On March 18, 2009 the 11th Circuit US Court of Appeals denied the appeal by a sugar intervenor in favor of the Miccosukee Tribe and Friends of the Everglades.

4 comments:

Anonymous said...

Thank you for this important article. The history of the Everglades is long and complex, but we are looking forward to a new day. While the Florida legislature feels unaccountable to the extent of trying to cut all Florida Forever and restoration funding, trying to get rid of the Department of Community Affairs in the name of "streamlining" and now proposing to open up our coasts to oil drilling, we CAN still make a difference. Despite the unwise and reactionary decisions made by Palm Beach County to move forward with an inland port, they have at least decided to put off a decision that would place a landfill at the feet of one of those water cleansing marshes. If you think there are water quality problems now, imagine when those plants are trying to clean straight garbage!

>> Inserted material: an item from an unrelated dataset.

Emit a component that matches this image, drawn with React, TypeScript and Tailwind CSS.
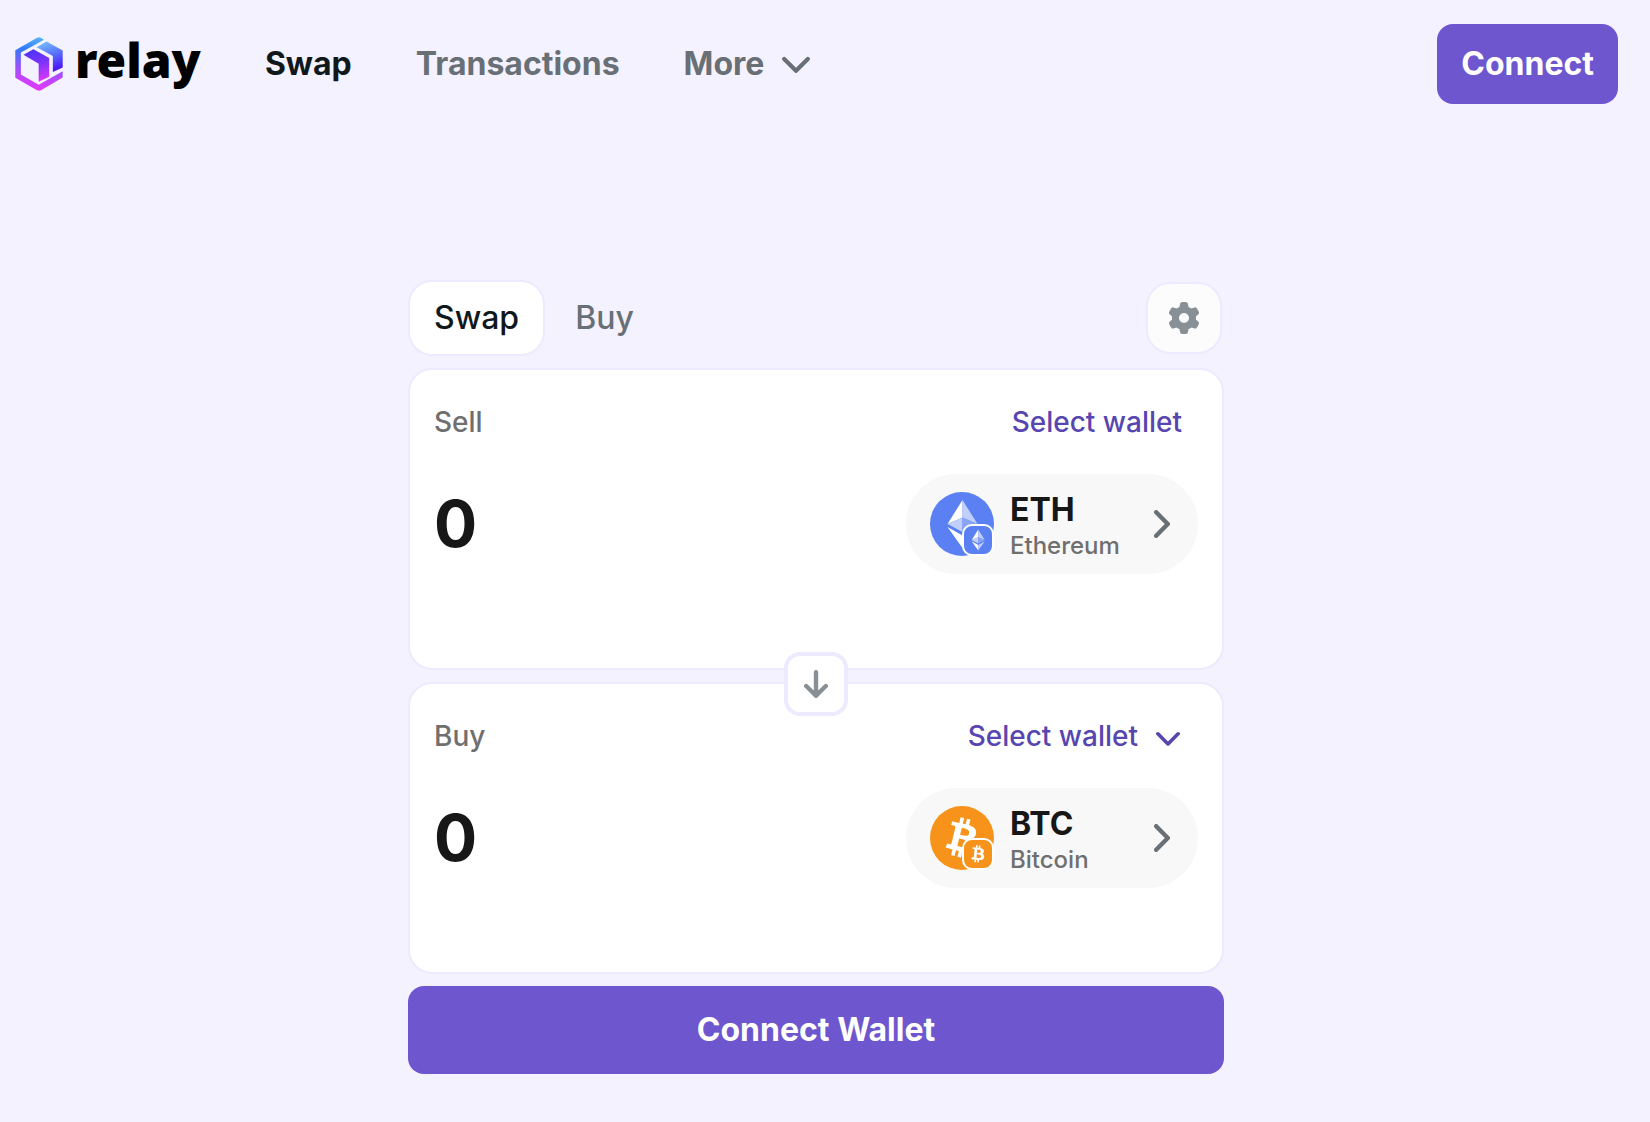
import { useState } from 'react';
import { FaGear } from 'react-icons/fa6';

const tokens = {
    ETH: { symbol: 'ETH', name: 'Ethereum', color: 'bg-[#5a80f3]', Mark: EthMark },
    BTC: { symbol: 'BTC', name: 'Bitcoin', color: 'bg-[#f7931a]', Mark: BtcMark },
}

function Logo(){
    return (
        <svg viewBox="0 0 144 164" className="h-[54px] w-12" aria-hidden="true">
            <defs>
                <linearGradient id="ring" x1="0.6" y1="0" x2="0.5" y2="1">
                    <stop offset="0" stopColor="#5cb8f8" />
                    <stop offset="0.25" stopColor="#2f7bfb" />
                    <stop offset="0.6" stopColor="#9a52fb" />
                    <stop offset="1" stopColor="#e836fb" />
                </linearGradient>
                <linearGradient id="side" x1="0.3" y1="0" x2="0.6" y2="1">
                    <stop offset="0" stopColor="#72bdfb" />
                    <stop offset="0.55" stopColor="#5562fb" />
                    <stop offset="1" stopColor="#4a10fa" />
                </linearGradient>
                <linearGradient id="front" x1="0.4" y1="0" x2="0.6" y2="1">
                    <stop offset="0" stopColor="#4a32fa" />
                    <stop offset="0.5" stopColor="#8434fa" />
                    <stop offset="1" stopColor="#dc36fb" />
                </linearGradient>
            </defs>
            <path fill="url(#ring)" d="M66 2 Q72 -1 78 2 L87 8 L17 47 V114 L71 145 L144 104 V123 L78 162 Q72 165 66 162 L0 124 V40 Z" />
            <path fill="url(#side)" d="M65 31 L95 14 L144 41 V93 L114 106 V58 Z" />
            <path fill="url(#front)" d="M25 54 L55 37 L103 64 V121 L71 136 V81 Z" />
        </svg>
    )
}

function EthMark({ className }: { className: string }){
    return (
        <svg viewBox="0 0 64 64" className={className} aria-hidden="true">
            <path fill="#fff" d="M32.5 8 L17.5 32 L32.5 25.5 Z" />
            <path fill="#c1cffa" d="M32.5 8 L47.5 32 L32.5 25.5 Z" />
            <path fill="#c1cffa" d="M32.5 25.5 L17.5 32 L32.5 40 Z" />
            <path fill="#8aa5f7" d="M32.5 25.5 L47.5 32 L32.5 40 Z" />
            <path fill="#fff" d="M17.5 35 L32.5 43.5 V56 Z" />
            <path fill="#c1cffa" d="M47.5 35 L32.5 43.5 V56 Z" />
        </svg>
    )
}

function BtcMark({ className }: { className: string }){
    return (
        <svg viewBox="0 0 24 24" className={className} aria-hidden="true">
            <path fill="#fff" d="M17.288 10.291c.24-1.59-.974-2.45-2.64-3.03l.54-2.153-1.315-.33-.525 2.107c-.345-.087-.705-.167-1.064-.25l.526-2.127-1.32-.33-.54 2.165c-.285-.067-.565-.132-.84-.2l-1.815-.45-.35 1.407s.975.225.955.236c.535.136.63.486.615.766l-1.477 5.92c-.075.166-.24.406-.614.314.015.02-.96-.24-.96-.24l-.66 1.51 1.71.426.93.242-.54 2.19 1.32.327.54-2.17c.36.1.705.19 1.05.273l-.51 2.154 1.32.33.545-2.19c2.24.427 3.93.257 4.64-1.774.57-1.637-.03-2.58-1.217-3.196.854-.193 1.5-.76 1.68-1.93h.01zm-3.01 4.22c-.404 1.64-3.157.75-4.05.53l.72-2.9c.896.23 3.757.67 3.33 2.37zm.41-4.24c-.37 1.49-2.662.735-3.405.55l.654-2.64c.744.18 3.137.524 2.75 2.084v.006z" />
        </svg>
    )
}

function ChevronDown({ className }: { className: string }){
    return (
        <svg viewBox="0 0 28 17" className={className} fill="none" stroke="currentColor" strokeWidth="4.2" strokeLinecap="round" strokeLinejoin="round" aria-hidden="true">
            <path d="M2.2 3 L14 14.8 L25.8 3" />
        </svg>
    )
}

function TokenButton({ token }: { token: 'ETH' | 'BTC' }){
    const { symbol, name, color, Mark } = tokens[token]

    return (
        <button type="button" className="flex h-25 w-73 shrink-0 items-center gap-4 rounded-full bg-[#f8f8f8] pr-7 pl-6 text-left">
            <span className={`relative size-16 shrink-0 rounded-full ${color}`}>
                <Mark className="size-16" />
                <span className={`absolute right-0 bottom-0 size-8 rounded-[10px] border-2 border-white ${color}`}>
                    <Mark className={token === 'BTC' ? 'size-7 -rotate-8' : 'size-7'} />
                </span>
            </span>
            <span className="flex flex-1 flex-col pt-2">
                <span className="text-[32px] leading-9 font-bold text-[#171717]">{symbol}</span>
                <span className="text-2xl leading-9 font-medium text-[#6f6f6f]">{name}</span>
            </span>
            <svg viewBox="0 0 16 28" className="h-7 w-4" fill="none" stroke="#687076" strokeWidth="4.4" strokeLinecap="round" strokeLinejoin="round" aria-hidden="true">
                <path d="M2.2 2.2 L13.8 14 L2.2 25.8" />
            </svg>
        </button>
    )
}

export default function App(){
    const [tab, setTab] = useState('Swap')
    const [sell, setSell] = useState('0')
    const [buy, setBuy] = useState('0')

    const activeTab = 'border-[#ede9fe] bg-white text-[#11181c]'
    const idleTab = 'border-transparent text-[#687076]'

    return (
        <div className="min-h-screen bg-[#f5f2ff] font-['Inter',sans-serif]">
            <header className="flex items-center py-6 pr-8 pl-[15px]">
                <a href="#" className="flex items-center gap-3">
                    <Logo />
                    <span className="pb-2 font-['Noto_Sans',sans-serif] text-5xl leading-[60px] font-black text-black">relay</span>
                </a>
                <nav className="ml-16 flex items-center gap-16 text-[32px] leading-10 font-bold text-[#687076]">
                    <a href="#swap" className="text-[#11181c]">Swap</a>
                    <a href="#transactions">Transactions</a>
                    <button type="button" className="flex items-center gap-[18px]">
                        More
                        <ChevronDown className="h-[17px] w-7" />
                    </button>
                </nav>
                <button type="button" className="ml-auto h-20 rounded-2xl bg-[#6e56cf] px-6 text-[32px] leading-10 font-bold text-white">
                    Connect
                </button>
            </header>

            <main className="pt-38 pr-[18px] pb-12">
                <div className="mx-auto flex max-w-[816px] flex-col gap-3">
                    <div className="flex items-center">
                        <button type="button" onClick={() => setTab('Swap')}
                            className={`h-19 rounded-3xl border-2 px-6 text-[32px] leading-10 font-medium ${tab === 'Swap' ? activeTab : idleTab}`}>
                            Swap
                        </button>
                        <button type="button" onClick={() => setTab('Buy')}
                            className={`ml-1 h-19 rounded-3xl border-2 px-6 text-[32px] leading-10 font-medium ${tab === 'Buy' ? activeTab : idleTab}`}>
                            Buy
                        </button>
                        <button type="button" aria-label="Settings"
                            className="mr-0.5 ml-auto flex h-18 w-19 items-center justify-center rounded-3xl border-2 border-[#ede9fe] bg-[#fcfcfc] text-[#889096]">
                            <FaGear className="size-8" />
                        </button>
                    </div>

                    <section className="relative rounded-3xl border-2 border-[#ede9fe] bg-white px-6 pt-6 pb-[94px]">
                        <div className="flex h-14 items-center justify-between text-[28px] leading-10 font-medium">
                            <label htmlFor="sell" className="text-[#6f6f6f]">Sell</label>
                            <button type="button" className="px-4 text-[#5746af]">Select wallet</button>
                        </div>
                        <div className="mt-6 flex items-center">
                            <input id="sell" type="text" value={sell} onChange={(e) => setSell(e.target.value)}
                                className="h-20 w-full min-w-0 bg-transparent text-[64px] leading-20 font-bold text-[#171717] focus:outline-none" />
                            <TokenButton token="ETH" />
                        </div>
                        <button type="button" aria-label="Switch tokens"
                            className="absolute -bottom-12 left-1/2 z-10 flex size-16 -translate-x-1/2 items-center justify-center rounded-2xl border-4 border-[#ede9fe] bg-white">
                            <svg viewBox="0 0 24 28" className="h-7 w-6" fill="none" stroke="#889096" strokeWidth="4.4" strokeLinecap="round" strokeLinejoin="round" aria-hidden="true">
                                <path d="M12 2.2 V25.8 M2.2 16 L12 25.8 L21.8 16" />
                            </svg>
                        </button>
                    </section>

                    <section className="rounded-3xl border-2 border-[#ede9fe] bg-white px-6 pt-6 pb-[84px]">
                        <div className="flex h-14 items-center justify-between text-[28px] leading-10 font-medium">
                            <label htmlFor="buy" className="text-[#6f6f6f]">Buy</label>
                            <button type="button" className="flex items-center gap-[18px] pr-[18px] pl-4 text-[#5746af]">
                                Select wallet
                                <ChevronDown className="mt-1 h-[15px] w-6" />
                            </button>
                        </div>
                        <div className="mt-6 flex items-center">
                            <input id="buy" type="text" value={buy} onChange={(e) => setBuy(e.target.value)}
                                className="h-20 w-full min-w-0 bg-transparent text-[64px] leading-20 font-bold text-[#171717] focus:outline-none" />
                            <TokenButton token="BTC" />
                        </div>
                    </section>

                    <button type="button" className="h-22 rounded-2xl bg-[#6e56cf] text-[32px] leading-10 font-bold text-white">
                        Connect Wallet
                    </button>
                </div>
            </main>
        </div>
    )
}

If we all work together and let these people know they are making the wrong decisions- we CAN make a difference and have the Everglades to show for it.

Anonymous said...

Save us Rock! We believe in you!

miaexile said...

for anyone who missed the excellent Frontline "Poisoned Waters" last night (4/21) ..catch it if you can - in fact pbs has just unveiled a portal where you can watch some of their broadcasts online now-I couldn't help but think they should have included a piece on the everglades..nonetheless it's very well done! http://www.pbs.org/wgbh/pages/frontline/poisonedwaters/view/

out of sight said...

At the NRC hearings last night in Homestead the NCR guy said that the state Department of Environmental protection would be involved in the Nuke review process. That is laughable. They may not be there to review anything.